WHAT YOU NEED TO DO – Gather all lines in the entries below that include the word "index".

INPUT RECORDS –
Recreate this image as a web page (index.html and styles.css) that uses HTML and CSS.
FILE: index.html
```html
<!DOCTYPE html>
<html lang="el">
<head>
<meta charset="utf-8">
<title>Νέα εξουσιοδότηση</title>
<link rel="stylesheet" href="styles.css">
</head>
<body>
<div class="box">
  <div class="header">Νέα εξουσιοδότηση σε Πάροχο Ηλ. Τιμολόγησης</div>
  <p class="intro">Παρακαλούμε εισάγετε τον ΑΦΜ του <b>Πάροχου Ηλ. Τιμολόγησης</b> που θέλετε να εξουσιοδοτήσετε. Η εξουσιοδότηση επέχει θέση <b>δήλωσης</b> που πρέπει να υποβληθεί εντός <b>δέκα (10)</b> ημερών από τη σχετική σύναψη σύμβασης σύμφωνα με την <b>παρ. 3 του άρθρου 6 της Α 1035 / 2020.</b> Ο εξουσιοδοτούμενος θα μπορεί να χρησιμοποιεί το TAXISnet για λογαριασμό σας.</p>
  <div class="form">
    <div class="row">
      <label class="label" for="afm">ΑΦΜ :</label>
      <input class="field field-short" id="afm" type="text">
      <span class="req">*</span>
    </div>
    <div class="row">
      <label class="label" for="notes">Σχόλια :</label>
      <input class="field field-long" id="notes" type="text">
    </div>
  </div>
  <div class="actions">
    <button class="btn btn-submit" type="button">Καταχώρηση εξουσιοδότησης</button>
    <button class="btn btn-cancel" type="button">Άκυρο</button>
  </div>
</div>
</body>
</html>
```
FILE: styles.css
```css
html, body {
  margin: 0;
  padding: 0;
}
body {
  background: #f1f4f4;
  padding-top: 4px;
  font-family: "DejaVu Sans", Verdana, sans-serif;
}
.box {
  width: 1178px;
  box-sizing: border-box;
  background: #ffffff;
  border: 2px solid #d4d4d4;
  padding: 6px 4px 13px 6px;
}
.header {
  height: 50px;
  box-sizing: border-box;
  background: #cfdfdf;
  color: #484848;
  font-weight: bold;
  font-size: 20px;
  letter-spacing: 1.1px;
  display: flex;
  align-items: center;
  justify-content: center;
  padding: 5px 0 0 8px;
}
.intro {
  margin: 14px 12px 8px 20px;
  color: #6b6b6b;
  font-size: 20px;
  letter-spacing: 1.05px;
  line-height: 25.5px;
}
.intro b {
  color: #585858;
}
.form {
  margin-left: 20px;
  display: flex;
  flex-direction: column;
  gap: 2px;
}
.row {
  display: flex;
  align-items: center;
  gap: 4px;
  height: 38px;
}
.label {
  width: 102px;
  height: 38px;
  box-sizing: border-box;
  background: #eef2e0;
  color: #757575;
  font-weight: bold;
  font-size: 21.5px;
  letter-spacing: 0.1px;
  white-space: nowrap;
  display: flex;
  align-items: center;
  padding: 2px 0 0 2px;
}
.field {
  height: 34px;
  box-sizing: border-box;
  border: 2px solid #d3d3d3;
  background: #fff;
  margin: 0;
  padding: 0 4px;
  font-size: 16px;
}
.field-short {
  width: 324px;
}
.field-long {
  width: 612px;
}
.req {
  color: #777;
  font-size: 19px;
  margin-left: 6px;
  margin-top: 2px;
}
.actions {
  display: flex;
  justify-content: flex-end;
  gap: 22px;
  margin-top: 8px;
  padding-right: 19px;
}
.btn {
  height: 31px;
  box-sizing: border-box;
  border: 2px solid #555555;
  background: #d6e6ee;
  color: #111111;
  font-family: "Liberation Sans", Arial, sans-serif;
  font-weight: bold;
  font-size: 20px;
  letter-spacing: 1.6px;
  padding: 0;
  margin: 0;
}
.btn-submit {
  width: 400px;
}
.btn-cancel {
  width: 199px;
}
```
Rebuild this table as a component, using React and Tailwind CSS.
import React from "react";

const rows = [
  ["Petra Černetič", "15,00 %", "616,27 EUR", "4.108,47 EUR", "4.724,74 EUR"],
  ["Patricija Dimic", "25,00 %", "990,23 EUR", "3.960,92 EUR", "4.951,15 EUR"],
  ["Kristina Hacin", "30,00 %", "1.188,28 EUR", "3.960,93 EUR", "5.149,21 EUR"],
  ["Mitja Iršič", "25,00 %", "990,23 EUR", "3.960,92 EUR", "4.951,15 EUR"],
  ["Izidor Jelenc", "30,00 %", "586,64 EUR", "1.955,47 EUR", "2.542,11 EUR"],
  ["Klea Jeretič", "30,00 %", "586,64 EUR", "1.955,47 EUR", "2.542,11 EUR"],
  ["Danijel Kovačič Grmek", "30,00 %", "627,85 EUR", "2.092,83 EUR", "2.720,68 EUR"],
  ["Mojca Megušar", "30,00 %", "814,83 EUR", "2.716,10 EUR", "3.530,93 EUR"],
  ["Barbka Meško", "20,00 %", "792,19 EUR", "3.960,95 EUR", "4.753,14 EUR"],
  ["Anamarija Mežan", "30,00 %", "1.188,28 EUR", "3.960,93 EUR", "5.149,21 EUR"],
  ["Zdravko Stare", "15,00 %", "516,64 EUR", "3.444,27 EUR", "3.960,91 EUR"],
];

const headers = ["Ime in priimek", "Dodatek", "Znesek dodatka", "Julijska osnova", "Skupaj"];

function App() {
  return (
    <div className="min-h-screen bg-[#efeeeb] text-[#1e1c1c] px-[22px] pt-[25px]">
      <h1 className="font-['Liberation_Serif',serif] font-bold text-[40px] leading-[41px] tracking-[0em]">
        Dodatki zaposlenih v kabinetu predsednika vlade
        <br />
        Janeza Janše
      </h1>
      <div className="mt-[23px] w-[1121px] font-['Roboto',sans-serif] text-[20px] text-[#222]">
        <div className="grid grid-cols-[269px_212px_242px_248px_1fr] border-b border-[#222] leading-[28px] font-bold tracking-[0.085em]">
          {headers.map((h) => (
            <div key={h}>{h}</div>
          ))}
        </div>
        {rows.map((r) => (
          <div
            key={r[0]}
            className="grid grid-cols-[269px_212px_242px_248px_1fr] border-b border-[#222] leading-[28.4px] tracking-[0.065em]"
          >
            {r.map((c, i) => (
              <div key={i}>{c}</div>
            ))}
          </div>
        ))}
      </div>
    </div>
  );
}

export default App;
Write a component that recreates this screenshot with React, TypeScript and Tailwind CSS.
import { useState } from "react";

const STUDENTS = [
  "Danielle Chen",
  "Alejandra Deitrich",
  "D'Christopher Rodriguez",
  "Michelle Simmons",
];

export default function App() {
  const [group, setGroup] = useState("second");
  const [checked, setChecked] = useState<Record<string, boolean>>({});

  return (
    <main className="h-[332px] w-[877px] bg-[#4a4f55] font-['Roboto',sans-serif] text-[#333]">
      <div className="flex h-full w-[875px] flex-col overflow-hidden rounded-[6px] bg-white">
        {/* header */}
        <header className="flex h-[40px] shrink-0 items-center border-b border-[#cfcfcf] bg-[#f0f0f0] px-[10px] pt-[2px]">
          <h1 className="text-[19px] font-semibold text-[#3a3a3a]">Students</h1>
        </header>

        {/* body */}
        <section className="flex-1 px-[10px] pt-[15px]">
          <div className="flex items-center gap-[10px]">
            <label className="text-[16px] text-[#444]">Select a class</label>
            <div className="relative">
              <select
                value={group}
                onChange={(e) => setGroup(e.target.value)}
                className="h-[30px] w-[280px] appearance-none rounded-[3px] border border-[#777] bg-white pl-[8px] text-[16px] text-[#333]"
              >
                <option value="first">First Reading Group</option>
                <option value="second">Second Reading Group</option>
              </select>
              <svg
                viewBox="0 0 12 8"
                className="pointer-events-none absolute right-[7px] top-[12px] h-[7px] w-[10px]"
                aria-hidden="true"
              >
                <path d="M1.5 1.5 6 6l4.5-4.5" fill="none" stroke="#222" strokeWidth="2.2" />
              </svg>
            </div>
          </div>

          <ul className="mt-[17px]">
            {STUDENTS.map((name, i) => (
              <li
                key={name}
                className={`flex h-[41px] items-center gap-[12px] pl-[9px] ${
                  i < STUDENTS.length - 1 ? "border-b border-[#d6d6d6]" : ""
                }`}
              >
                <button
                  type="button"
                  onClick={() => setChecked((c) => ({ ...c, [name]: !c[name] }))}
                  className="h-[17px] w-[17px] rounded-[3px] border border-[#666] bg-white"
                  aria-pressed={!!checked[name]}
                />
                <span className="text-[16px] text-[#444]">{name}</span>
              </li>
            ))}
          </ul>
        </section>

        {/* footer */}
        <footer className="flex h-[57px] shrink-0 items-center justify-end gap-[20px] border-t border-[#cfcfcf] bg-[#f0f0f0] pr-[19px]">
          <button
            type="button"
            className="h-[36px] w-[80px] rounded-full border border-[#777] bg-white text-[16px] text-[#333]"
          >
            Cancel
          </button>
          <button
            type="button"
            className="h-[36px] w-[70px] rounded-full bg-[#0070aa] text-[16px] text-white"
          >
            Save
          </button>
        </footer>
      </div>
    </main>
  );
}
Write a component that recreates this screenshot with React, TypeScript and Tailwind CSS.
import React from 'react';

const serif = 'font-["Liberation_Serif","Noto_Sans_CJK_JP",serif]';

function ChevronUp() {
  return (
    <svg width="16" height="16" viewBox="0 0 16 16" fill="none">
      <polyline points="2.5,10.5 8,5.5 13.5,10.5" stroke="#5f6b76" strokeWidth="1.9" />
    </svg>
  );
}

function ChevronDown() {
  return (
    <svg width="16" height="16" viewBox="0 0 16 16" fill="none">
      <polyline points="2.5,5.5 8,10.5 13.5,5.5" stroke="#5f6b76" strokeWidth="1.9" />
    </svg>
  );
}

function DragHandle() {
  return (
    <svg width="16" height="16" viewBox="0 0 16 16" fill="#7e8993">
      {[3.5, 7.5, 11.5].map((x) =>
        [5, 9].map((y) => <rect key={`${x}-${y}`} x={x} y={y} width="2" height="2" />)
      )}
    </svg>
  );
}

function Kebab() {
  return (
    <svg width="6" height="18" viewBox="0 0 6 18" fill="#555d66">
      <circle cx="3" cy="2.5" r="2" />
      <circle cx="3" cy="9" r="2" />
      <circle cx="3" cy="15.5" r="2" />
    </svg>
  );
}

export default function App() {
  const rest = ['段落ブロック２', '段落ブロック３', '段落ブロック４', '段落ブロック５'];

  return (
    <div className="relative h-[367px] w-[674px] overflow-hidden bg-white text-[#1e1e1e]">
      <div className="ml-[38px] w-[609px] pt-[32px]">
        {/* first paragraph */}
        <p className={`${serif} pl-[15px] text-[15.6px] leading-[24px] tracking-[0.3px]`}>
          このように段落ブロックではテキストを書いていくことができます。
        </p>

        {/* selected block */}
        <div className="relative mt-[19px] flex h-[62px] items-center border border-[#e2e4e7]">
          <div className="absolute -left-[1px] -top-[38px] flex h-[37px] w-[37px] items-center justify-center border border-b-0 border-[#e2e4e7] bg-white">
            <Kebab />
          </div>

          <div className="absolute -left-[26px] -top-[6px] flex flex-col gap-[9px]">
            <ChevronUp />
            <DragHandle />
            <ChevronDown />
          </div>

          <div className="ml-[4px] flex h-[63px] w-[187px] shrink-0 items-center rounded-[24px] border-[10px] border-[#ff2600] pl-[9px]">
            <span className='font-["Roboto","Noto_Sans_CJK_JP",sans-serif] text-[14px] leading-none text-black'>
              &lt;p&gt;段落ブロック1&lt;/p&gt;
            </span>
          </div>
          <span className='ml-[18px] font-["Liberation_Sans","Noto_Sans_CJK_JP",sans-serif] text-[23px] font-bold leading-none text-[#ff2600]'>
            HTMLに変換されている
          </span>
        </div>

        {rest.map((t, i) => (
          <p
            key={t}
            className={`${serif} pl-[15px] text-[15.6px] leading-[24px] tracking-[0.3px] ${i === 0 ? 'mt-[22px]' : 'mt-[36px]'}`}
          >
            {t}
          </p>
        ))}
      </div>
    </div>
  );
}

SOLUTION FOR THIS PROBLEM –
Recreate this image as a web page (index.html and styles.css) that uses HTML and CSS.
FILE: index.html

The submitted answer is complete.